I'm going to start off with the report I filed for the paper, and then we'll scoop up other reaction:

A prominent newspaper reporter is in custody for refusing to disclose secret conversations with Bush administration officials, while the curmudgeonly columnist at the center of the investigation remains free, his situation shrouded in mystery.

A White House that routinely whispers sensitive information to reporters continues to decry the practice of leaking, even as the probe raises questions about the involvement of the president's top political adviser.

The undercover CIA operative whose cover was blown by the leak, possibly in retaliation for her husband's criticism of the administration, poses for a discreet Vanity Fair photo and later returns to work at Langley.

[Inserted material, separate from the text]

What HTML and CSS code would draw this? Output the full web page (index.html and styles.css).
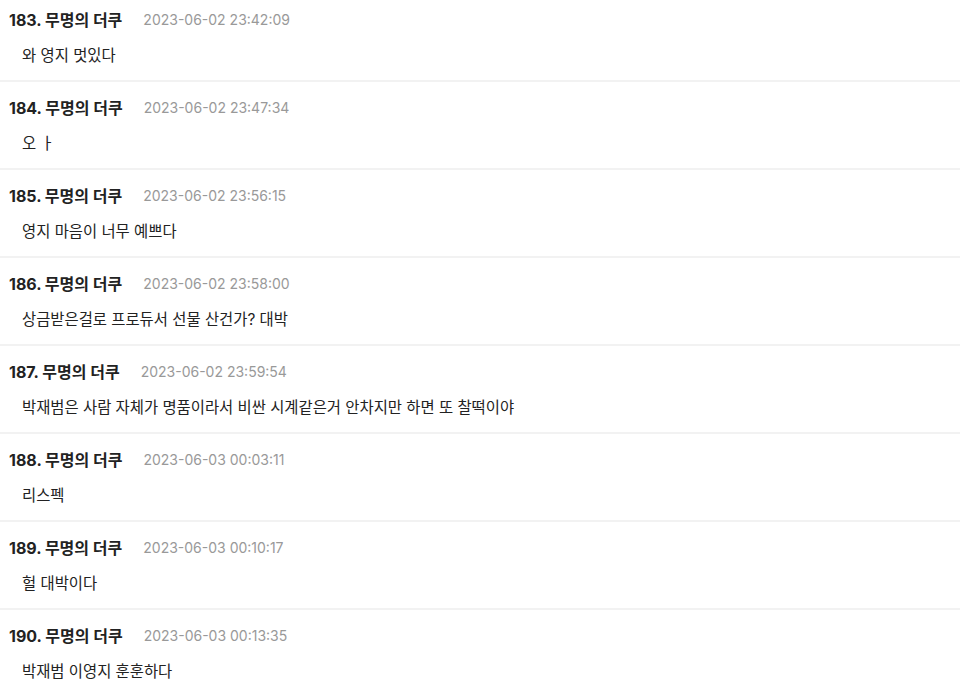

A media establishment that swears by the sanctity of shielding sources turns on one of its own as the nation's oldest newsmagazine bows to a relentless prosecutor and surrenders a reporter's confidential notes.

This is a strange moment in the sometimes polarized, sometimes interdependent relationship among politicians, prosecutors and the press. Judith Miller of the New York Times is headed to jail -- not, for the moment, the administration official or officials who may have violated the law in discussing Valerie Plame's undercover role with her -- over a case in which her newspaper's editorial board praised the Justice Department's decision to bring in a special prosecutor.

Journalists, who have watched their public standing plummet in recent years, find themselves defending an abstract principle in a case in which the sources are not the sort of corporate and government whistle-blowers who were among Time's "Persons of the Year" in 2002 but rather political insiders seemingly bent on partisan mischief.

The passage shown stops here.